- [Material provided]:
○ ○ ○ ○ ○ ○ ○
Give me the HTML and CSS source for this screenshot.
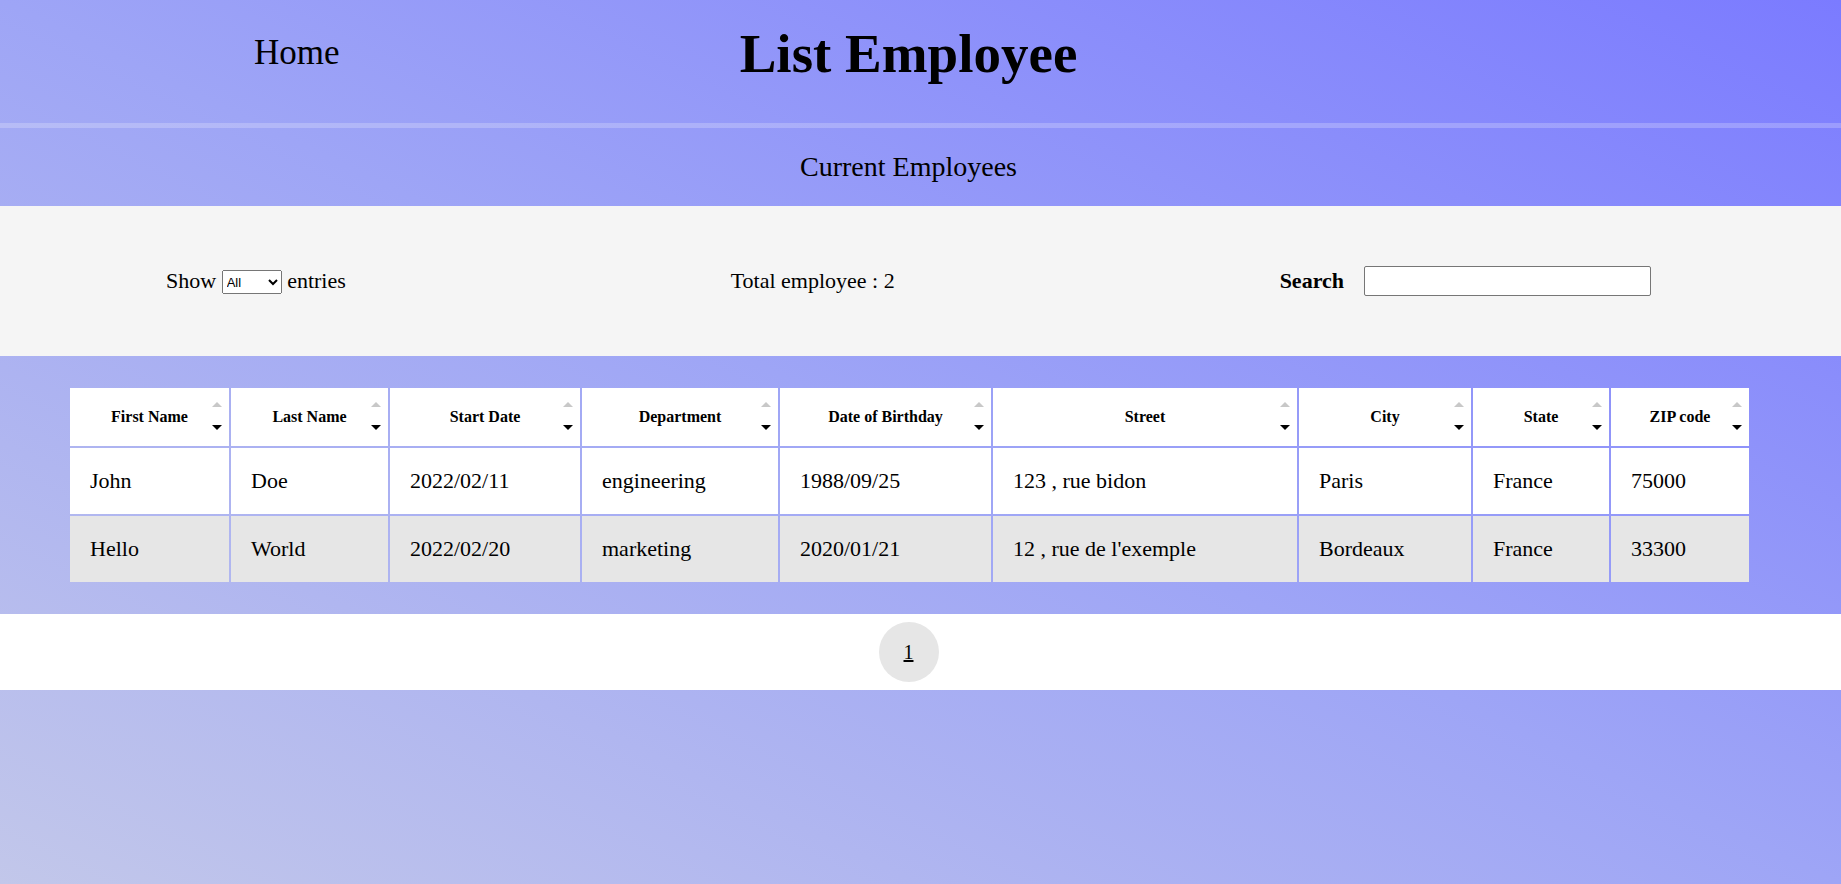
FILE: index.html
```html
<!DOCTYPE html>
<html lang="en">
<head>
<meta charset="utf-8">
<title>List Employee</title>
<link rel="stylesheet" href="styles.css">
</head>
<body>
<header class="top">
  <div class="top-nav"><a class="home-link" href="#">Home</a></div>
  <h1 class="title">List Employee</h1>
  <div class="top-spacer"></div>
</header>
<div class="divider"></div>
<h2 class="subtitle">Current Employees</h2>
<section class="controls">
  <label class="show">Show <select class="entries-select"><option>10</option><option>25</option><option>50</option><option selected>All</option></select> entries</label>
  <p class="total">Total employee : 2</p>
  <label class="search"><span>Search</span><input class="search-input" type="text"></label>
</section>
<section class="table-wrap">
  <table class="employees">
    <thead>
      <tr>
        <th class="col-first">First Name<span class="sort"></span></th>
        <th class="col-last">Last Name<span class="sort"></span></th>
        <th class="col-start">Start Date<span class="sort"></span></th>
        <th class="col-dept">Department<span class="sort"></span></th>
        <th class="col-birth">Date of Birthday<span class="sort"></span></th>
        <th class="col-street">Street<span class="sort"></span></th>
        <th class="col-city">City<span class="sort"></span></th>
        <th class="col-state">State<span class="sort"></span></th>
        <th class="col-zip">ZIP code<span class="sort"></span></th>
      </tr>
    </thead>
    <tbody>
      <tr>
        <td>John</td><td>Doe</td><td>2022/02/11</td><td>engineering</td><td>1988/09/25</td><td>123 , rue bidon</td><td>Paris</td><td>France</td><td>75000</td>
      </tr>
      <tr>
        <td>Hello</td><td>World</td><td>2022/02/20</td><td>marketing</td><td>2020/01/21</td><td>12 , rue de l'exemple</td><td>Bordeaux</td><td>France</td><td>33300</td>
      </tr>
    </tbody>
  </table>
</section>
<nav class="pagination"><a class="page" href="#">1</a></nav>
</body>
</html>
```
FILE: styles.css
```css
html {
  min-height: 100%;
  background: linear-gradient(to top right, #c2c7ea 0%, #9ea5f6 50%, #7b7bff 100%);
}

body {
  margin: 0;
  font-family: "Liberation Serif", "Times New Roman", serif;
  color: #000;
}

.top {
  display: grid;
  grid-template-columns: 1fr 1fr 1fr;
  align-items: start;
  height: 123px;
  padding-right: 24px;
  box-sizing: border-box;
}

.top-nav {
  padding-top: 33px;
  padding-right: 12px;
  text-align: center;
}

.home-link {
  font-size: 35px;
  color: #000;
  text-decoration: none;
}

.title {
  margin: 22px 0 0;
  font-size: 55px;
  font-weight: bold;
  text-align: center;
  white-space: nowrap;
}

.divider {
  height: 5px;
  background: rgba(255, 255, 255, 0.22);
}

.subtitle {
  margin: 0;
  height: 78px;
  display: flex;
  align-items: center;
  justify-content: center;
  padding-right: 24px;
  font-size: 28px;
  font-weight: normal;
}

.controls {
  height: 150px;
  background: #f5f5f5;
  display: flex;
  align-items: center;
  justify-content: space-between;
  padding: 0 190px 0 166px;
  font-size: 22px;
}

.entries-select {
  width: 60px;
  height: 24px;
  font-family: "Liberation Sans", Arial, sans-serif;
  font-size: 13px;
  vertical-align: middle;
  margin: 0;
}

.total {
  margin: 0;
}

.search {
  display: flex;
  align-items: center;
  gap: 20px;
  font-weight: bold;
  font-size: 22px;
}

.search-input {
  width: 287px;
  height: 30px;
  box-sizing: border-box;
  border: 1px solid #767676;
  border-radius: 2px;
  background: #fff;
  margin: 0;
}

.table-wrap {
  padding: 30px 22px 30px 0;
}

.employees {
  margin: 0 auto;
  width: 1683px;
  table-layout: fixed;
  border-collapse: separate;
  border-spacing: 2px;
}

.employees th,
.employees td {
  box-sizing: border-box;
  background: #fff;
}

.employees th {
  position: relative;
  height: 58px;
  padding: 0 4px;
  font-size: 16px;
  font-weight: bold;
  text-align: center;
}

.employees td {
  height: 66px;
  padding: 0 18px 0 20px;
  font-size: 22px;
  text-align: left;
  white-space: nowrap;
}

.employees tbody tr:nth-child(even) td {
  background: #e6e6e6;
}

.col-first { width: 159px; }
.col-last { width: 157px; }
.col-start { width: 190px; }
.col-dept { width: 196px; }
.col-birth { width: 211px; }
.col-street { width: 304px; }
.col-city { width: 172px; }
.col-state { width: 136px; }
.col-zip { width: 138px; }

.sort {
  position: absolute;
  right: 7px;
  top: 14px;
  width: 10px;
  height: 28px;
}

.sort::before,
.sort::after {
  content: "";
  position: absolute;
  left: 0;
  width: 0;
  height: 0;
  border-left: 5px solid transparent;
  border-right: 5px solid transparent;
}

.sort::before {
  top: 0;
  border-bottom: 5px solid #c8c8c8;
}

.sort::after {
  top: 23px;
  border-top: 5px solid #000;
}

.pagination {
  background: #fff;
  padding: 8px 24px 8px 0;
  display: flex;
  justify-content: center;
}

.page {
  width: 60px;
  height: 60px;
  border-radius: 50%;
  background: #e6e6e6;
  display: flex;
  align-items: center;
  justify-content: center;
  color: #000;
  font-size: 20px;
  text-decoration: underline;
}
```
○ ○ ○ ○ ○ ○ ○
Repeat the material verbatim. Do not carry over any picture.

Give me the HTML and CSS source for this screenshot.
FILE: index.html
```html
<!DOCTYPE html>
<html lang="en">
<head>
<meta charset="utf-8">
<title>List Employee</title>
<link rel="stylesheet" href="styles.css">
</head>
<body>
<header class="top">
  <div class="top-nav"><a class="home-link" href="#">Home</a></div>
  <h1 class="title">List Employee</h1>
  <div class="top-spacer"></div>
</header>
<div class="divider"></div>
<h2 class="subtitle">Current Employees</h2>
<section class="controls">
  <label class="show">Show <select class="entries-select"><option>10</option><option>25</option><option>50</option><option selected>All</option></select> entries</label>
  <p class="total">Total employee : 2</p>
  <label class="search"><span>Search</span><input class="search-input" type="text"></label>
</section>
<section class="table-wrap">
  <table class="employees">
    <thead>
      <tr>
        <th class="col-first">First Name<span class="sort"></span></th>
        <th class="col-last">Last Name<span class="sort"></span></th>
        <th class="col-start">Start Date<span class="sort"></span></th>
        <th class="col-dept">Department<span class="sort"></span></th>
        <th class="col-birth">Date of Birthday<span class="sort"></span></th>
        <th class="col-street">Street<span class="sort"></span></th>
        <th class="col-city">City<span class="sort"></span></th>
        <th class="col-state">State<span class="sort"></span></th>
        <th class="col-zip">ZIP code<span class="sort"></span></th>
      </tr>
    </thead>
    <tbody>
      <tr>
        <td>John</td><td>Doe</td><td>2022/02/11</td><td>engineering</td><td>1988/09/25</td><td>123 , rue bidon</td><td>Paris</td><td>France</td><td>75000</td>
      </tr>
      <tr>
        <td>Hello</td><td>World</td><td>2022/02/20</td><td>marketing</td><td>2020/01/21</td><td>12 , rue de l'exemple</td><td>Bordeaux</td><td>France</td><td>33300</td>
      </tr>
    </tbody>
  </table>
</section>
<nav class="pagination"><a class="page" href="#">1</a></nav>
</body>
</html>
```
FILE: styles.css
```css
html {
  min-height: 100%;
  background: linear-gradient(to top right, #c2c7ea 0%, #9ea5f6 50%, #7b7bff 100%);
}

body {
  margin: 0;
  font-family: "Liberation Serif", "Times New Roman", serif;
  color: #000;
}

.top {
  display: grid;
  grid-template-columns: 1fr 1fr 1fr;
  align-items: start;
  height: 123px;
  padding-right: 24px;
  box-sizing: border-box;
}

.top-nav {
  padding-top: 33px;
  padding-right: 12px;
  text-align: center;
}

.home-link {
  font-size: 35px;
  color: #000;
  text-decoration: none;
}

.title {
  margin: 22px 0 0;
  font-size: 55px;
  font-weight: bold;
  text-align: center;
  white-space: nowrap;
}

.divider {
  height: 5px;
  background: rgba(255, 255, 255, 0.22);
}

.subtitle {
  margin: 0;
  height: 78px;
  display: flex;
  align-items: center;
  justify-content: center;
  padding-right: 24px;
  font-size: 28px;
  font-weight: normal;
}

.controls {
  height: 150px;
  background: #f5f5f5;
  display: flex;
  align-items: center;
  justify-content: space-between;
  padding: 0 190px 0 166px;
  font-size: 22px;
}

.entries-select {
  width: 60px;
  height: 24px;
  font-family: "Liberation Sans", Arial, sans-serif;
  font-size: 13px;
  vertical-align: middle;
  margin: 0;
}

.total {
  margin: 0;
}

.search {
  display: flex;
  align-items: center;
  gap: 20px;
  font-weight: bold;
  font-size: 22px;
}

.search-input {
  width: 287px;
  height: 30px;
  box-sizing: border-box;
  border: 1px solid #767676;
  border-radius: 2px;
  background: #fff;
  margin: 0;
}

.table-wrap {
  padding: 30px 22px 30px 0;
}

.employees {
  margin: 0 auto;
  width: 1683px;
  table-layout: fixed;
  border-collapse: separate;
  border-spacing: 2px;
}

.employees th,
.employees td {
  box-sizing: border-box;
  background: #fff;
}

.employees th {
  position: relative;
  height: 58px;
  padding: 0 4px;
  font-size: 16px;
  font-weight: bold;
  text-align: center;
}

.employees td {
  height: 66px;
  padding: 0 18px 0 20px;
  font-size: 22px;
  text-align: left;
  white-space: nowrap;
}

.employees tbody tr:nth-child(even) td {
  background: #e6e6e6;
}

.col-first { width: 159px; }
.col-last { width: 157px; }
.col-start { width: 190px; }
.col-dept { width: 196px; }
.col-birth { width: 211px; }
.col-street { width: 304px; }
.col-city { width: 172px; }
.col-state { width: 136px; }
.col-zip { width: 138px; }

.sort {
  position: absolute;
  right: 7px;
  top: 14px;
  width: 10px;
  height: 28px;
}

.sort::before,
.sort::after {
  content: "";
  position: absolute;
  left: 0;
  width: 0;
  height: 0;
  border-left: 5px solid transparent;
  border-right: 5px solid transparent;
}

.sort::before {
  top: 0;
  border-bottom: 5px solid #c8c8c8;
}

.sort::after {
  top: 23px;
  border-top: 5px solid #000;
}

.pagination {
  background: #fff;
  padding: 8px 24px 8px 0;
  display: flex;
  justify-content: center;
}

.page {
  width: 60px;
  height: 60px;
  border-radius: 50%;
  background: #e6e6e6;
  display: flex;
  align-items: center;
  justify-content: center;
  color: #000;
  font-size: 20px;
  text-decoration: underline;
}
```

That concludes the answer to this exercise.